Online shopping complaints proliferate, prompting action
The Ecommerce Forum South Africa (EFSA) is planning to develop an online dispute resolution platform, as the rapid increase in consumer complaints sees the e-commerce sector become the most complained about industry in SA.
According to the e-commerce body, the platform will aim to fast-track trust between consumers and e-shops by “ring-fencing” fraudsters, while promoting good governance of online businesses.
This, as the Consumer Goods and Services Ombud (CGSO) has been inundated with consumer complaints against online retailers and e-commerce fraudsters.
The consumer watchdog says e-commerce complaints have escalated to surpass those laid against telecoms operators – which previously had more complaints than any other sector.
Furthermore, SA has seen an increase in fraudulent online shopping sites, as e-commerce sales reached a tipping point over the last three years, creating a lucrative opportunity for criminals.
In an interview, Alastair Tempest, EFSA CEO, told ITWeb the new platform does not intend to replace the work of the CGSO in handling complaints. Rather, the system will help e-tailers provide an effective customer relations service by providing a complaints system to receive complaints and feedback from customers, he explained.
“Everyone appreciates that the COVID pandemic drove the growth of e-commerce in South Africa. E-commerce as a percent of retail turnover grew from about 2% in 2019, to nearly 5% in 2022.
“However, the downside has been a rapid increase in complaints received by the CGSO. This is really worrying. A lot of complaints are due to easily corrected errors, but the ombud notes a sharp increase in deliberate fraud.”
The initiative will be established in partnership with the CGSA and SA Fraud Prevention, among other partners, he added.
According to Tempest, criminals are increasingly creating counterfeit e-shops, masquerading as legitimate online retailers, specifically to cheat consumers, or divert payments.
“Some of these frauds are very sophisticated and cause serious issues of consumer trust. They must be ring-fenced.”
ITWeb recently reported on Froggie Shoes customers being duped by a fake online sale. Dozens of South Africans were swindled out of thousands of rands, after scammers cloned the website and Facebook pages of the local shoe retailer.
Explaining the “ring-fencing” element, Tempest pointed out that as part of the first level, a blockchain-based certification or verification system will be created to provide a “trustmark” to e-shops meeting the criteria of a credible service provider. Companies would also have to agree to the EFSA’s code of conduct, which is a synthesis of the different laws.
“The second level will be to create an online alternative dispute resolution (ADR) system, so that a consumer can lodge a complaint by clicking through the trustmark seal.

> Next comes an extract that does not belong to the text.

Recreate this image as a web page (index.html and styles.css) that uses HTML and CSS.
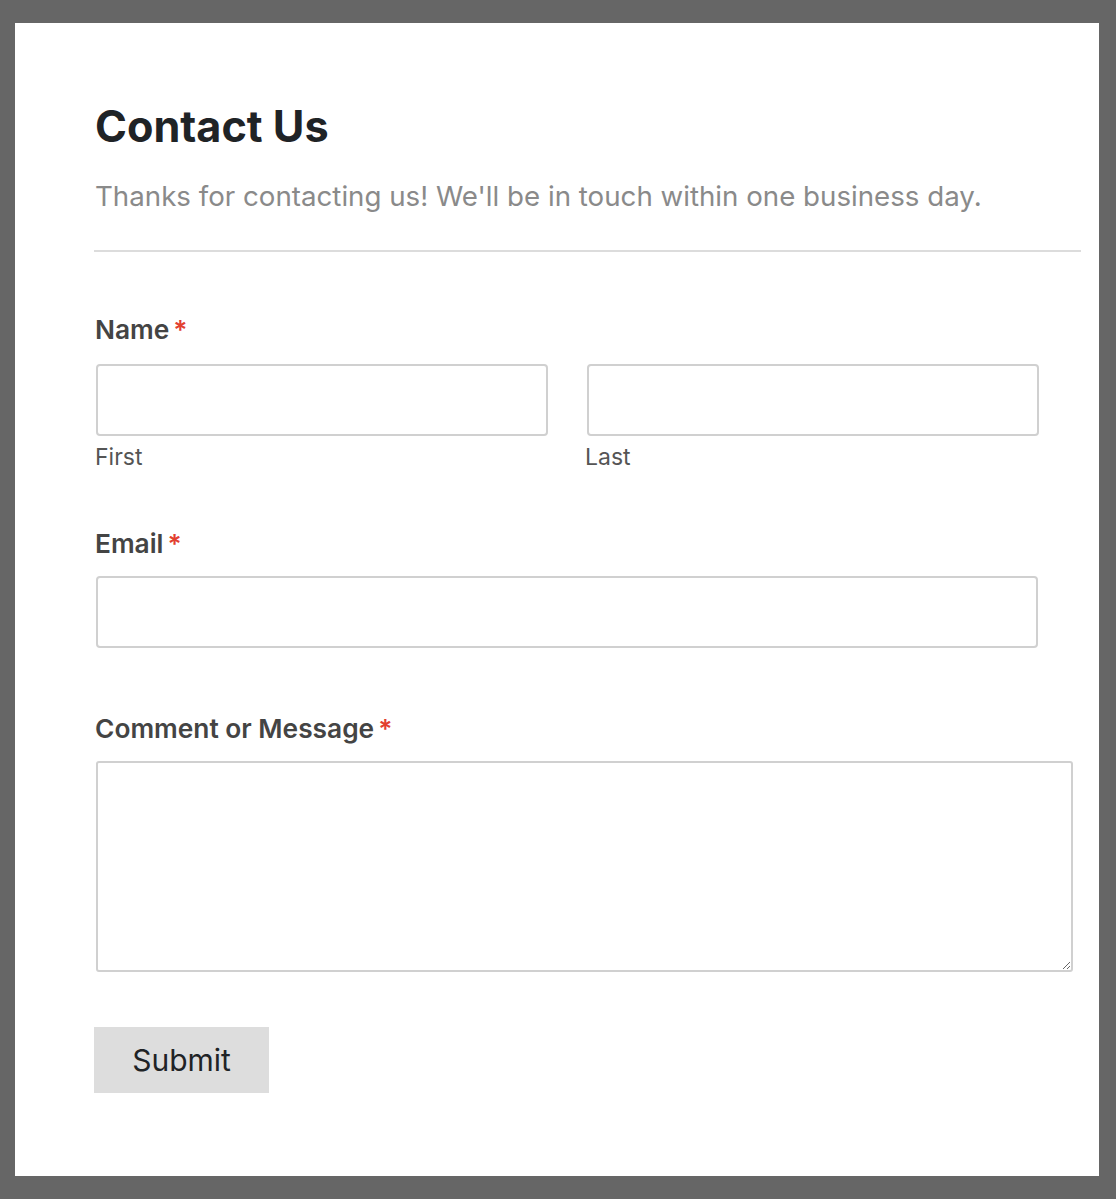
FILE: index.html
```html
<!DOCTYPE html>
<html lang="en">
<head>
<meta charset="utf-8">
<title>Contact Us</title>
<link rel="stylesheet" href="styles.css">
</head>
<body>
<div class="card">
  <header class="form-header">
    <h1 class="title">Contact Us</h1>
    <p class="subtitle">Thanks for contacting us! We'll be in touch within one business day.</p>
  </header>
  <form class="form">
    <div class="field field-name">
      <div class="label label-name">Name<span class="req">*</span></div>
      <div class="name-row">
        <div class="name-col">
          <input class="input" type="text">
          <span class="sublabel">First</span>
        </div>
        <div class="name-col">
          <input class="input" type="text">
          <span class="sublabel sublabel-last">Last</span>
        </div>
      </div>
    </div>
    <div class="field">
      <div class="label">Email<span class="req">*</span></div>
      <input class="input input-wide" type="email">
    </div>
    <div class="field field-message">
      <div class="label">Comment or Message<span class="req">*</span></div>
      <textarea class="textarea"></textarea>
    </div>
    <button class="submit" type="button">Submit</button>
  </form>
</div>
</body>
</html>
```

FILE: styles.css
```css
html, body {
  margin: 0;
  padding: 0;
}
body {
  background: #666666;
  padding: 23px 17px 23px 15px;
  font-family: Inter, "Liberation Sans", Arial, sans-serif;
}
.card {
  background: #ffffff;
  height: 1153px;
  box-sizing: border-box;
  padding: 78px 18px 0 79px;
}
.form-header {
  border-bottom: 2px solid #dcdcdc;
  padding-bottom: 38px;
}
.title {
  margin: 0 0 0 1px;
  font-size: 43.2px;
  line-height: 50px;
  font-weight: 700;
  color: #1f2326;
}
.subtitle {
  margin: 29px 0 0 1px;
  font-size: 27.7px;
  line-height: 32px;
  color: #8a8a8a;
}
.form {
  padding-top: 63px;
}
.field {
  margin-bottom: 66px;
}
.field-name {
  margin-bottom: 59px;
}
.field-message {
  margin-bottom: 55px;
}
.label {
  font-size: 26.3px;
  line-height: 30px;
  font-weight: 600;
  color: #444444;
  margin: 0 0 17px 1px;
}
.label-name {
  margin-bottom: 19px;
}
.req {
  color: #e2402f;
  margin-left: 4px;
}
.name-row {
  display: flex;
  gap: 39px;
  width: 943px;
  margin-left: 2px;
}
.name-col {
  flex: 1;
  display: flex;
  flex-direction: column;
}
.input {
  display: block;
  height: 72px;
  box-sizing: border-box;
  border: 2px solid #d0d0d0;
  border-radius: 4px;
  background: #fff;
  margin: 0;
  padding: 0 12px;
  font: inherit;
}
.name-col .input {
  width: 100%;
}
.input-wide {
  width: 942px;
  margin-left: 2px;
}
.sublabel {
  font-size: 23px;
  line-height: 26px;
  color: #555555;
  margin: 8px 0 0 -1px;
}
.sublabel-last {
  margin-left: -2px;
}
.textarea {
  display: block;
  width: 977px;
  height: 211px;
  box-sizing: border-box;
  border: 2px solid #d0d0d0;
  border-radius: 3px;
  margin: 0 0 0 2px;
  padding: 8px;
  font: inherit;
  resize: vertical;
}
.submit {
  display: block;
  width: 175px;
  height: 66px;
  border: none;
  border-radius: 0;
  background: #dddddd;
  color: #1f2326;
  font-family: Inter, "Liberation Sans", Arial, sans-serif;
  font-size: 30px;
  padding: 0;
}
```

We plan to launch a pilot with the first level trustmark as soon as we can find the resources.”
The e-commerce body estimates the entire project may be a three-year process to get the trustmark and its ADR up and running.
“The ADR service may reduce the number of easy-to-solve complaints which are referred to the CGSO. We plan to add other aspects, including training, in the future, as added value to the trustmark.”
Meanwhile, the CGSO tells ITWeb its latest stats show the e-commerce sector has overtaken the telecoms industry by 11%, in terms of consumer complaints received.
“We continue to monitor online complaints and where we notice a trend regarding a specific fraudulent supplier/website, we issue warnings to the public,” says Phillip Ramalobela, senior adjudicator at CGSO.
He points out it is important to note there is an increase in consumer complaints received regarding reputable online stores, as well as fraudulent sites.
According to Ramalobela, the top two types of complaints received from the sector are focused on goods not delivered on time and goods not as per order or requirement.
“Upon receiving complaints, we attempt to facilitate the resolution of complaints in terms of our complaints processes, but we do not have enforcement powers and therefore, if parties do not wish to co-operate with our offices, we cannot force them to do so.”